Fonte: https://www.embarcados.com.br/cis-de-portas-logicas/
Com VHDL é possível reproduzir o comportamento desta porta lógica para fins educacionais. Com a palavra reservada entity
é possível criar uma caixa preta, definindo as entradas e saídas do nosso projeto. Neste caso, as entradas A e B e a saída C; todas representam sinais digitais e portanto podem ser representado por um bit. Diz-se caixa preta pois apenas é definido as entradas e saídas do circuito, sem definir seu comportamento. Veja a implementação abaixo:
entity porta_e is
port (
signal A: in bit;
signal B: in bit;
signal C: out bit
);
end entity;
Isto é, criamos uma entidade chamada porta_e
que possui três portas: o sinal A, entrada do tipo bit
, o sinal B, entrada do tipo bit
, e o sinal C, saída do tipo bit
. Perceba que não foi definido como serão tratados esses sinais nem qual é o comportamento da nossa entidade. Com entity
é apenas definido a interface do componente com o mundo externo. O comportamento do circuito é definido utilizando a palavra reservada architecture
:
architecture rtl of porta_e is
begin
C <= A and B;
end architecture;
Neste caso, criamos uma arquitetura chamada rtl
, vinculada à entidade porta_e
, que define o comportamento desejado para nosso circuito, ou seja, o sinal C recebe o resultado da operação and
entre A e B. O operador and
para operandos do tipo bit
já possui implementação nativa no VHDL e é interpretado corretamente por qualquer sintetizador.

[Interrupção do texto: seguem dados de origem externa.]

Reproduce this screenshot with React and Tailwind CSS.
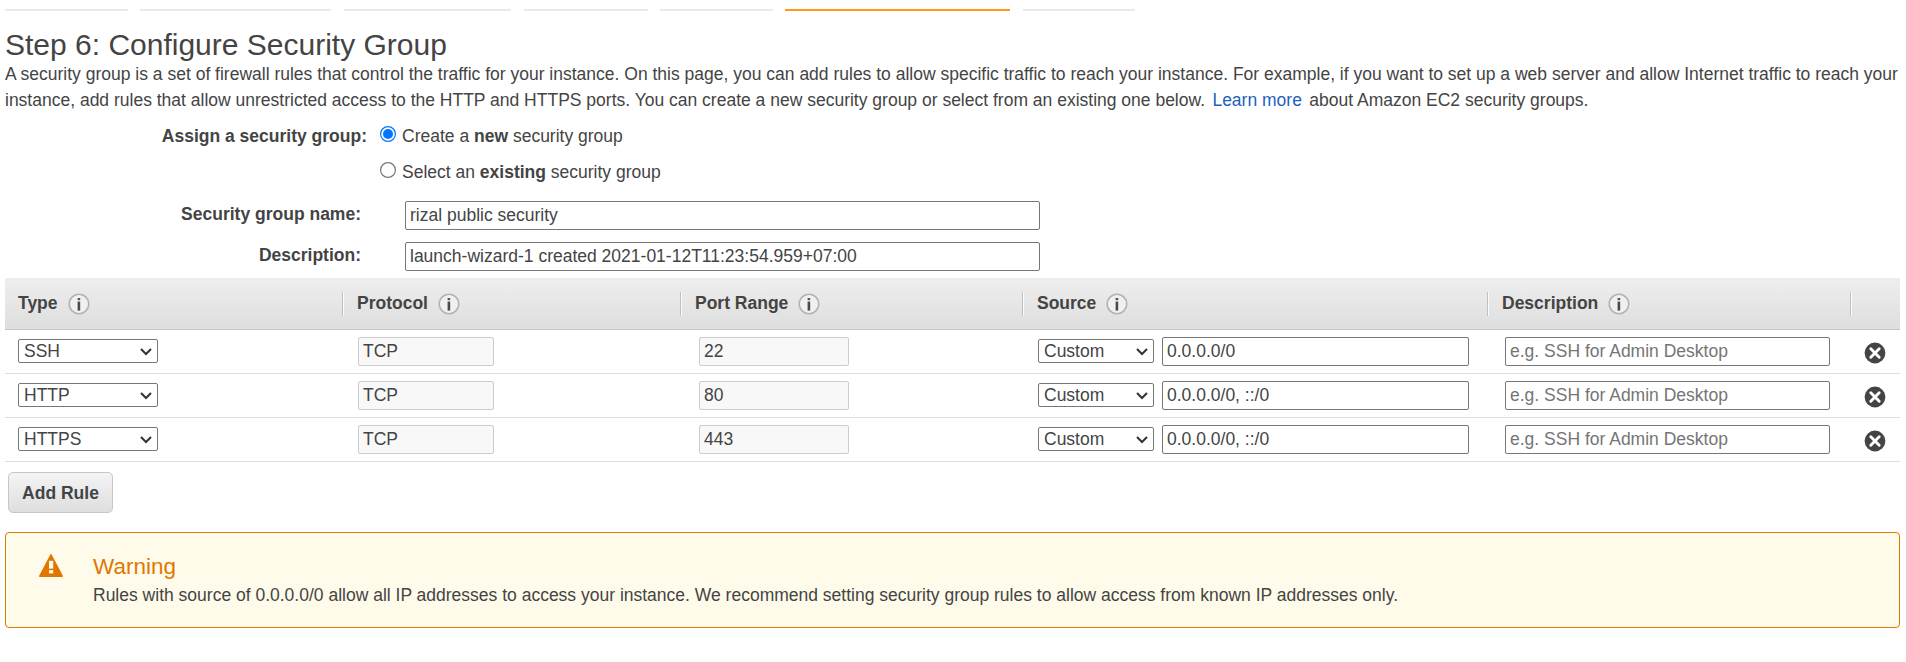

O código completo da porta AND entãp ficaria:
entity porta_e is
port (
signal A: in bit;
signal B: in bit;
signal C: out bit
);
end entity;
architecture rtl of porta_e is
begin
C <= A and B;
end architecture;
A título de exemplo, sintetizando o código acima com o Quartus Prime Lite Edition, da Altera (uma das maiores empresas no ramo de FPGAs), gera o seguinte circuito:
Exatamente o circuito que esperávamos obter, mas essa é uma das aplicações mais básicas da linguagem. Sua aplicação em si não tem como ser descrita, varia de acordo com a necessidade e criatividade de cada um, pois qualquer circuito digital pode ser implementado utilizando VHDL. Pode ir de uma simples porta lógica, como mostrado, até um modem para transmissões em altas velocidades através de fibra ótica ou mais complexo que isso. A título de exemplo, é possível recriar microcontroladores, permitindo até que você o programe utilizando outras linguagens, como C ou Assembly. É possível criar drivers de vídeo do zero, drivers de áudio, memórias, etc. Basicamente qualquer circuito digital. O circuito gerado em VHDL que faz o cálculo da Transformada de Fourier, por exemplo, é tão grande que é impossível representá-lo de forma visível aqui (e nem é ele completo):
Um Pequeno Jabá
Um exemplo do que pode ser feito com VHDL é um projeto que desenvolvi junto com 2 colegas durante a graduação. O projeto consiste em ligar uma câmera filmadora e um monitor à placa de desenvolvimento. Com VHDL, gera-se uma imagem padrão (listras pretas e cinzas no vídeo abaixo) que é exibida no monitor. Com a filmadora, captura-se a imagem do monitor e envia à placa onde a imagem será tratada pelo VHDL. O VHDL, então, compara a imagem que recebeu da filmadora com a imagem que ele enviou ao monitor e executa determinadas ações conforme a diferença na imagem. Neste caso, o VHDL reconhecia a posição da mão frente ao monitor e tocava um som diferente para cada listra da imagem. O objetivo era recriar um comportamento semelhante ao touch screen, ou melhor, sensível ao movimento completamente com VHDL, ou seja, toda a lógica e processamento digital de imagem é feito em hardware, sem qualquer outra linguagem de programação ou uso de bibliotecas de tratamento de imagens.